Carswell was educated in his home county, Jefferson County, Georgia and at Emory University from which he graduated in the class of 1856. He then studied law under future Confederate Major General (temporary) Ambrose R. Wright. After being admitted to the bar, he practiced law with his cousin, William Carswell. Reuben Carswell served as a Georgia state representative in 1858–1860.

In 1861, Carswell married a daughter of James Walker. They had four children: Edgar R., Reuben W., Margaret and Isabel.

American Civil War service

Reuben W. Carswell started his Civil War service on June 14, 1861 as a second lieutenant in the 20th Georgia Infantry Regiment. He was appointed captain in the 48th Georgia Infantry Regiment in March 1862. On March 22, 1862, Carswell was promoted to lieutenant colonel of the 48th Georgia Infantry. The 48th Georgia Infantry Regiment was in a brigade commanded by then Brigadier General Ambrose Wright, Carswell's mentor as a lawyer. Carswell performed with distinction during the Seven Days Battles and at the Battle of Chancellorsville.

After being elected a state representative to the Georgia State Legislature in 1863, Carswell returned to Georgia to serve in that office.

As the Union Army under Major General William T. Sherman began to advance in Georgia in May 1864, Georgia Governor Joseph E. Brown appointed Carswell a brigadier general in the Georgia militia. Carswell led the 1st Brigade of the Georgia militia in opposition to the Union Army under Sherman during the Atlanta Campaign and Sherman's March to the Sea. The brigade fought at the Battle of Ruff's Station, now Smyrna, Georgia on July 4, 1864, the Battle of Atlanta on July 22, 1864 and during the subsequent siege of Atlanta until the fall of the city on September 2, 1864.

Governor Brown furloughed the militia for 30 days so the men could harvest their crops. The men returned in October and skirmished with Sherman's men along their march to Savannah, Georgia.
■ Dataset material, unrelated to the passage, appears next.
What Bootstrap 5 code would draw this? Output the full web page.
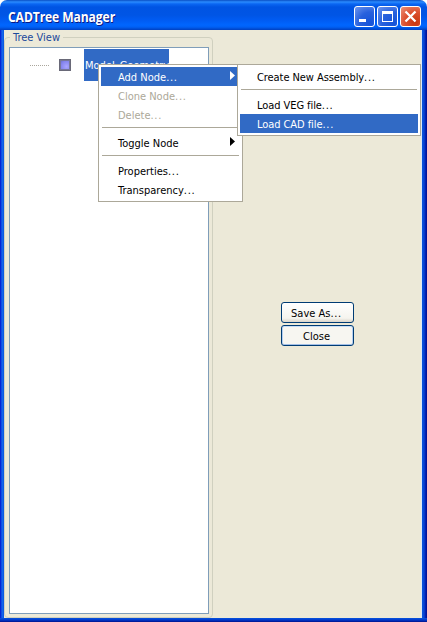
<!DOCTYPE html>
<html lang="en">
<head>
<meta charset="utf-8">
<title>CADTree Manager</title>
<link href="https://cdn.jsdelivr.net/npm/bootstrap@5.3.0/dist/css/bootstrap.min.css" rel="stylesheet">
<style>
body{width:427px;height:622px;overflow:hidden;background:#fff;font:11px/13px "DejaVu Sans Condensed","DejaVu Sans",sans-serif;color:#000}
.window-frame{width:427px;height:622px;border-radius:7px 7px 0 0;overflow:hidden}
.titlebar{height:30px;padding:3px 6px 0 8px;background:linear-gradient(#0a4fc4 0,#2a8bff 2px,#0a66f2 4px,#0054e3 7px,#0055e5 15px,#005bf2 20px,#0066ff 25px,#0060f5 27px,#0040c0 30px)}
.caption-text{font:bold 13.6px/28px "Open Sans","Noto Sans",sans-serif;color:#fff;text-shadow:1px 1px 0 #0a1883;white-space:nowrap;letter-spacing:-.13px;transform:scaleX(.893);transform-origin:0 50%}
.controls{gap:2px;padding-top:3px}
.cap-btn{width:21px;height:21px;border:1px solid #fff;border-radius:3px;background:radial-gradient(circle at 80% 85%,#1553d8,#2861dd 50%,#6e96ee);padding:0}
.cap-close{background:radial-gradient(circle at 75% 80%,#c8370f,#dd5130 50%,#eb9279)}
.cap-btn svg{display:block;width:19px;height:19px}
.frame-body{height:592px;padding:0 5px 4px 4px;background:linear-gradient(90deg,#0019cf 0,#0831d9 1px,#166aee 2px,#0855dd 4px,#0855dd 422px,#0a46d4 424px,#0018a8 426px,#00138c)}
.client{height:588px;background:#ece9d8;border-right:1px solid #dce9f4}
.frame-bottom{margin:0 -5px 0 -4px;height:4px;background:linear-gradient(#0855dd,#0038cc 50%,#00138c)}
.tree-group{width:209px;height:581px;margin-top:7px;border:1px solid #d0d0bf;border-radius:4px;padding:9px 4px 3px}
.tree-legend{top:-7px;left:5px;padding:0 3px;background:#ece9d8;color:#1c4a9c;line-height:14px}
.tree-box{height:567px;width:200px;background:#fff;border:1px solid #7f9db9;padding:1px 0 0 20px}
.tree-line{width:19px;height:1px;margin-top:1px;background:repeating-linear-gradient(90deg,#aaa69c 0 1px,transparent 1px 2px)}
.node-icon{width:12px;height:12px;margin:0 13px 0 10px;border:1px solid #696978;background:radial-gradient(circle at 65% 65%,#aaa6ff,#8484ee 60%,#6262c4);box-shadow:inset 0 0 0 1px #77779b}
.node-name{width:85px;height:32px;background:#316ac5;color:#fff;padding:0 1px;white-space:nowrap;line-height:34px}
.actions{left:281px;top:302px;width:73px;gap:2px}
.xp-btn{height:21px;border:1px solid #003c74;border-radius:3px;background:linear-gradient(#fff,#f5f4ee 80%,#d9d4c9);font:inherit;padding:1px 2px 0 0;color:#000;text-align:center}
.close-btn{background:#f7f6f1;box-shadow:inset 0 1px #c5dcf5,inset 1px 0 #b4cef0,inset -1px 0 #b4cef0,inset 0 -1px #a3bfe6}
.xp-menu{background:#fff;border:1px solid #aca899;padding:2px}
.main-menu{left:98px;top:64px;width:145px;height:138px}
.sub-menu{left:237px;top:64px;width:184px;height:72px}
.sub-menu .xp-item{letter-spacing:-.07px}
.xp-item{height:19px;padding-left:17px;line-height:21px;white-space:nowrap}
.xp-item.hot{background:#316ac5;color:#fff}
.xp-item.off{color:#aca899}
.xp-sep{height:1px;margin:3px 1px 5px;background:#aca899}
.xp-item .dots,.xp-btn .dots{letter-spacing:.7px}
.arrow{width:5px;height:9px;margin:4px 5px 0 0}
</style>
<script src="https://cdn.jsdelivr.net/npm/bootstrap@5.3.0/dist/js/bootstrap.bundle.min.js"></script>
</head>
<body class="m-0">
<div class="window-frame position-relative">
  <header class="titlebar d-flex justify-content-between">
    <div class="caption-text">CADTree Manager</div>
    <div class="d-flex controls">
      <button class="cap-btn" aria-label="Minimize"><svg viewBox="0 0 19 19"><path d="M4 12h7v3H4z" fill="#fff"/></svg></button>
      <button class="cap-btn" aria-label="Maximize"><svg viewBox="0 0 19 19"><path d="M4 4h11v11H4zM5 7v7h9V7z" fill="#fff" fill-rule="evenodd"/></svg></button>
      <button class="cap-btn cap-close" aria-label="Close window"><svg viewBox="0 0 19 19"><path d="M4.5 4.5l10 10m0-10l-10 10" stroke="#fff" stroke-width="2.3"/></svg></button>
    </div>
  </header>
  <main class="frame-body">
    <div class="client d-flex align-items-start">
      <section class="tree-group position-relative">
        <div class="tree-legend position-absolute">Tree View</div>
        <div class="tree-box d-flex align-items-start">
          <div class="d-flex align-items-center">
            <div class="tree-line"></div>
            <div class="node-icon"></div>
            <div class="node-name">Model_Geometry</div>
          </div>
        </div>
      </section>
    </div>
    <div class="frame-bottom"></div>
  </main>
  <div class="actions position-absolute d-flex flex-column">
    <button class="xp-btn">Save As<span class="dots">...</span></button>
    <button class="xp-btn close-btn">Close</button>
  </div>
  <div class="xp-menu main-menu position-absolute">
    <div class="xp-item hot d-flex justify-content-between align-items-start"><span>Add Node<span class="dots">...</span></span><svg class="arrow" viewBox="0 0 5 9"><path d="M0 0l5 4.5-5 4.5z" fill="#fff"/></svg></div>
    <div class="xp-item off">Clone Node<span class="dots">...</span></div>
    <div class="xp-item off">Delete<span class="dots">...</span></div>
    <div class="xp-sep"></div>
    <div class="xp-item d-flex justify-content-between align-items-start"><span>Toggle Node</span><svg class="arrow" viewBox="0 0 5 9"><path d="M0 0l5 4.5-5 4.5z"/></svg></div>
    <div class="xp-sep"></div>
    <div class="xp-item">Properties<span class="dots">...</span></div>
    <div class="xp-item">Transparency<span class="dots">...</span></div>
  </div>
  <div class="xp-menu sub-menu position-absolute">
    <div class="xp-item">Create New Assembly<span class="dots">...</span></div>
    <div class="xp-sep"></div>
    <div class="xp-item">Load VEG file<span class="dots">...</span></div>
    <div class="xp-item hot">Load CAD file<span class="dots">...</span></div>
  </div>
</div>
</body>
</html>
Carswell's brigade set out early from Macon, Georgia and missed the Battle of Griswoldville, in which Sherman's forces decimated the other brigades of Georgia militia that attacked a Union brigade at Griswoldville, near Macon. Carswell commanded his brigade at Savannah in December 1864 until the city fell to the Union force. As Sherman took his men to South Carolina, the Georgia militia remained in its home state. Carswell surrendered to the Union Army on May 20, 1865, at Augusta, Georgia. He was paroled as a brigadier general of Georgia militia.

Later life

Carswell returned to his law practice after the war. He was elected judge of the Superior Courts of the Middle Circuit of Georgia in 1880. Ill health forced him to resign six years later.

Reuben Walker Carswell died at his home in Louisville, Georgia, on January 11, 1889. He is buried at New Cemetery in Louisville, Georgia.

On July 13, 1933, Mrs. Belle Stokes Carswell Hudson applied for a Confederate widow's pension from the State of Florida as the widow of Reuben Walker Carswell, having married him in February 1881. The application also states that the applicant remarried in January 1889, after Carswell died, although in the same month that he died, and that she had lived in Florida since 1923.